Once this happens, LISP/Ivip-mapped addresses will be much more
portable and generally useful than IPv6 addresses, assuming the
current ban on PI IPv6 space for AS-end-users remains. As long
as that restriction remains, and as long as there is no
LISP/Ivip system, I believe not many ordinary end-users will
take up IPv6. (I think China will adopt it because the
government wants each citizen on an individual IP address, where
they can be made responsible for the communications - the
surveillance system is deeply frustrated by NAT. Also, I expect
IPv6 to be adopted by 3G mobile operators, to support Mobile
Multimedia Subsystem.)
However, if something like LISP/Ivip was created for IPv6, then
lots of end-users, including those who have no ASN and don't
want to fuss with BGP etc. might start adopting IPv6.

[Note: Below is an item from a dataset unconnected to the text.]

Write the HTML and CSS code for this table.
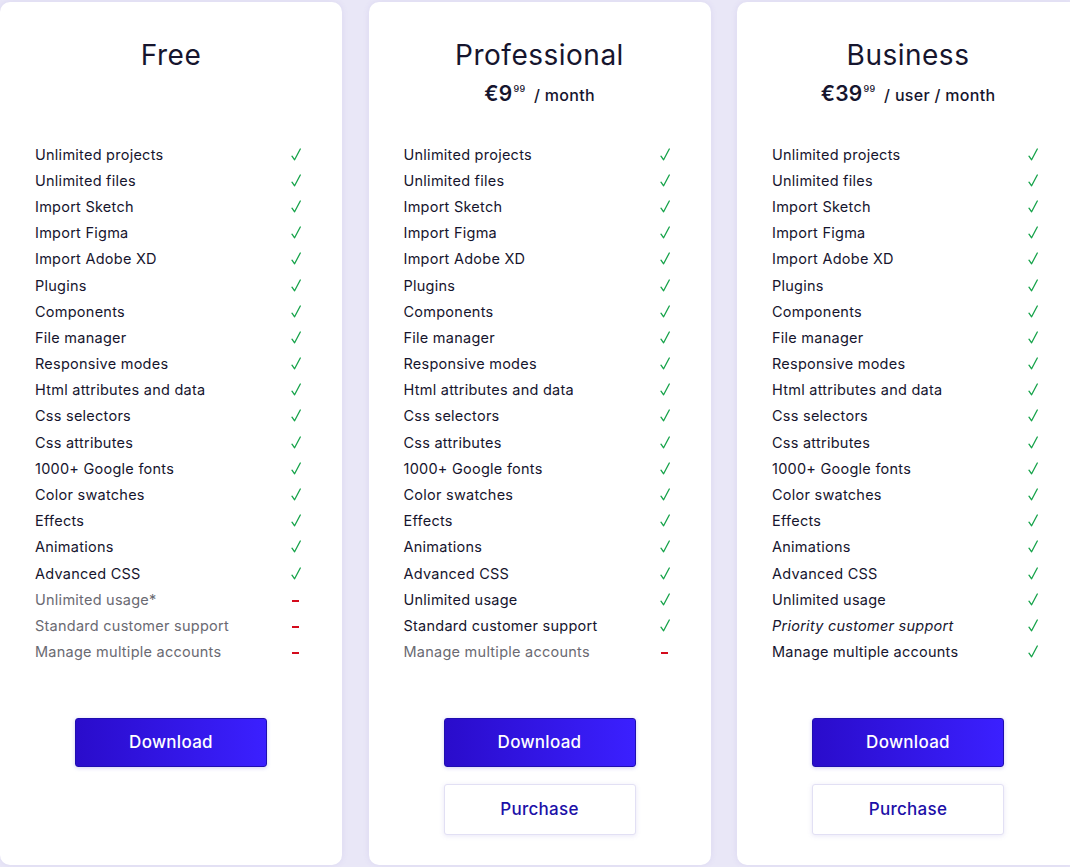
FILE: index.html
```html
<!DOCTYPE html>
<html>
<head>
<meta charset="utf-8">
<link rel="stylesheet" href="styles.css">
</head>
<body>
<div class="plans">
  <section class="card">
    <div class="head">
      <h2 class="title">Free</h2>
      <div class="price"></div>
    </div>
    <ul class="features">
      <li><span>Unlimited projects</span><i class="ok"></i></li>
      <li><span>Unlimited files</span><i class="ok"></i></li>
      <li><span>Import Sketch</span><i class="ok"></i></li>
      <li><span>Import Figma</span><i class="ok"></i></li>
      <li><span>Import Adobe XD</span><i class="ok"></i></li>
      <li><span>Plugins</span><i class="ok"></i></li>
      <li><span>Components</span><i class="ok"></i></li>
      <li><span>File manager</span><i class="ok"></i></li>
      <li><span>Responsive modes</span><i class="ok"></i></li>
      <li><span>Html attributes and data</span><i class="ok"></i></li>
      <li><span>Css selectors</span><i class="ok"></i></li>
      <li><span>Css attributes</span><i class="ok"></i></li>
      <li><span>1000+ Google fonts</span><i class="ok"></i></li>
      <li><span>Color swatches</span><i class="ok"></i></li>
      <li><span>Effects</span><i class="ok"></i></li>
      <li><span>Animations</span><i class="ok"></i></li>
      <li><span>Advanced CSS</span><i class="ok"></i></li>
      <li class="off"><span>Unlimited usage*</span><i class="no"></i></li>
      <li class="off"><span>Standard customer support</span><i class="no"></i></li>
      <li class="off"><span>Manage multiple accounts</span><i class="no"></i></li>
    </ul>
    <div class="actions">
      <button class="btn primary">Download</button>
    </div>
  </section>

  <section class="card">
    <div class="head">
      <h2 class="title">Professional</h2>
      <div class="price"><b>€9<sup>99</sup></b> / month</div>
    </div>
    <ul class="features">
      <li><span>Unlimited projects</span><i class="ok"></i></li>
      <li><span>Unlimited files</span><i class="ok"></i></li>
      <li><span>Import Sketch</span><i class="ok"></i></li>
      <li><span>Import Figma</span><i class="ok"></i></li>
      <li><span>Import Adobe XD</span><i class="ok"></i></li>
      <li><span>Plugins</span><i class="ok"></i></li>
      <li><span>Components</span><i class="ok"></i></li>
      <li><span>File manager</span><i class="ok"></i></li>
      <li><span>Responsive modes</span><i class="ok"></i></li>
      <li><span>Html attributes and data</span><i class="ok"></i></li>
      <li><span>Css selectors</span><i class="ok"></i></li>
      <li><span>Css attributes</span><i class="ok"></i></li>
      <li><span>1000+ Google fonts</span><i class="ok"></i></li>
      <li><span>Color swatches</span><i class="ok"></i></li>
      <li><span>Effects</span><i class="ok"></i></li>
      <li><span>Animations</span><i class="ok"></i></li>
      <li><span>Advanced CSS</span><i class="ok"></i></li>
      <li><span>Unlimited usage</span><i class="ok"></i></li>
      <li><span>Standard customer support</span><i class="ok"></i></li>
      <li class="off"><span>Manage multiple accounts</span><i class="no"></i></li>
    </ul>
    <div class="actions">
      <button class="btn primary">Download</button>
      <button class="btn secondary">Purchase</button>
    </div>
  </section>

  <section class="card">
    <div class="head">
      <h2 class="title">Business</h2>
      <div class="price"><b>€39<sup>99</sup></b> / user / month</div>
    </div>
    <ul class="features">
      <li><span>Unlimited projects</span><i class="ok"></i></li>
      <li><span>Unlimited files</span><i class="ok"></i></li>
      <li><span>Import Sketch</span><i class="ok"></i></li>
      <li><span>Import Figma</span><i class="ok"></i></li>
      <li><span>Import Adobe XD</span><i class="ok"></i></li>
      <li><span>Plugins</span><i class="ok"></i></li>
      <li><span>Components</span><i class="ok"></i></li>
      <li><span>File manager</span><i class="ok"></i></li>
      <li><span>Responsive modes</span><i class="ok"></i></li>
      <li><span>Html attributes and data</span><i class="ok"></i></li>
      <li><span>Css selectors</span><i class="ok"></i></li>
      <li><span>Css attributes</span><i class="ok"></i></li>
      <li><span>1000+ Google fonts</span><i class="ok"></i></li>
      <li><span>Color swatches</span><i class="ok"></i></li>
      <li><span>Effects</span><i class="ok"></i></li>
      <li><span>Animations</span><i class="ok"></i></li>
      <li><span>Advanced CSS</span><i class="ok"></i></li>
      <li><span>Unlimited usage</span><i class="ok"></i></li>
      <li><span class="em">Priority customer support</span><i class="ok"></i></li>
      <li><span>Manage multiple accounts</span><i class="ok"></i></li>
    </ul>
    <div class="actions">
      <button class="btn primary">Download</button>
      <button class="btn secondary">Purchase</button>
    </div>
  </section>
</div>
</body>
</html>
```

FILE: styles.css
```css
html, body {
  margin: 0;
  padding: 0;
  background: #e9e7f7;
  height: 100%;
  overflow: hidden;
}
body {
  font-family: "Inter", "Noto Sans", sans-serif;
  color: #16152e;
}
.plans {
  display: flex;
  gap: 26.5px;
  padding-top: 2px;
  width: 1100px;
}
.card {
  flex: 0 0 342px;
  height: 863px;
  background: #fff;
  border-radius: 10px;
  box-shadow: 0 0 6px rgba(120, 110, 200, 0.12);
  box-sizing: border-box;
  padding: 35px 41px 0 35px;
  display: flex;
  flex-direction: column;
}
.head {
  height: 104px;
  text-align: center;
  margin-right: -6px;
}
.title {
  margin: 0;
  font-size: 28px;
  font-weight: 400;
  line-height: 36px;
  letter-spacing: 0.5px;
}
.price {
  margin-top: 2px;
  height: 28px;
  line-height: 28px;
  font-size: 16px;
  font-weight: 500;
  letter-spacing: 0.3px;
}
.price b {
  font-size: 21px;
  font-weight: 600;
  margin-right: 4px;
}
.price sup {
  font-size: 9px;
  font-weight: 500;
  vertical-align: 9px;
  margin-left: 1px;
}
.features {
  list-style: none;
  margin: 0;
  padding: 0;
}
.features li {
  display: flex;
  justify-content: space-between;
  align-items: center;
  height: 26.2px;
  font-size: 14.5px;
  letter-spacing: 0.25px;
}
.features li.off span {
  color: #6a6a72;
}
.features .em {
  font-style: italic;
}
.ok {
  display: block;
  width: 10px;
  height: 13px;
  background: url("data:image/svg+xml,%3Csvg xmlns='http://www.w3.org/2000/svg' width='10' height='13' viewBox='0 0 10 13'%3E%3Cpath d='M1 8.2 L3.6 11.8 L9.3 1' fill='none' stroke='%2316a34a' stroke-width='1.3' stroke-linecap='round' stroke-linejoin='round'/%3E%3C/svg%3E") no-repeat center;
}
.no {
  display: block;
  width: 7px;
  height: 2px;
  margin-right: 2px;
  margin-top: 3px;
  background: #d40a1c;
}
.actions {
  margin-top: 53px;
  margin-right: -6px;
  display: flex;
  flex-direction: column;
  align-items: center;
  gap: 17px;
}
.btn {
  width: 192px;
  height: 49px;
  border-radius: 3px;
  font-family: inherit;
  font-size: 17px;
  font-weight: 500;
  letter-spacing: 0.3px;
  cursor: pointer;
}
.primary {
  color: #fff;
  background: linear-gradient(90deg, #2a0ccb 0%, #3b20ff 100%);
  border: 1px solid #1f0eb0;
  box-shadow: 0 1px 4px rgba(40, 20, 200, 0.2);
}
.secondary {
  height: 51px;
  color: #1c10a8;
  background: #fff;
  border: 1px solid #e2e0f4;
  box-shadow: 0 1px 5px rgba(100, 90, 200, 0.15);
}
```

I haven't thought much about Ivip for IPv6, but I think it would
be nuts to have ITR' FIB having to look at all 128 bits of
address to determine the IP address the packet needs to be
tunneled to. Even looking at the most significant 64 bits is a
major cost, but that may be the best granularity to use: map
whole /64 prefixes.
>> without additions to the
>> protocol stack or changes to operating systems.
>
> You should know that one of the reasons we took a host based
> approach in developing shim6 was because we saw no sign of
> a proposal to solve the problem in the routing system. So, now
> we have a near-ready host based solution. Why can't we just
> let it become ready and see if it works? Why let shim6 be a
> distraction here?
I believe that SHIM6 won't work for people who want and/or need
portability and multihoming control without having to fuss with
the operating system configuration of all the affected hosts.
So I don't think that we should expect SHIM6 alone to solve the
problem of encouraging widespread adoption of IPv6 without PI
space for AS-end-users. The only solution I can imagine working
is something like LISP or Ivip. Widespread adoption of IPv6
with people doing portability and multihoming with their own PI
space being advertised in BGP will quickly bring the IPv6 BGP
system to the same router-swamping state we are facing with IPv4.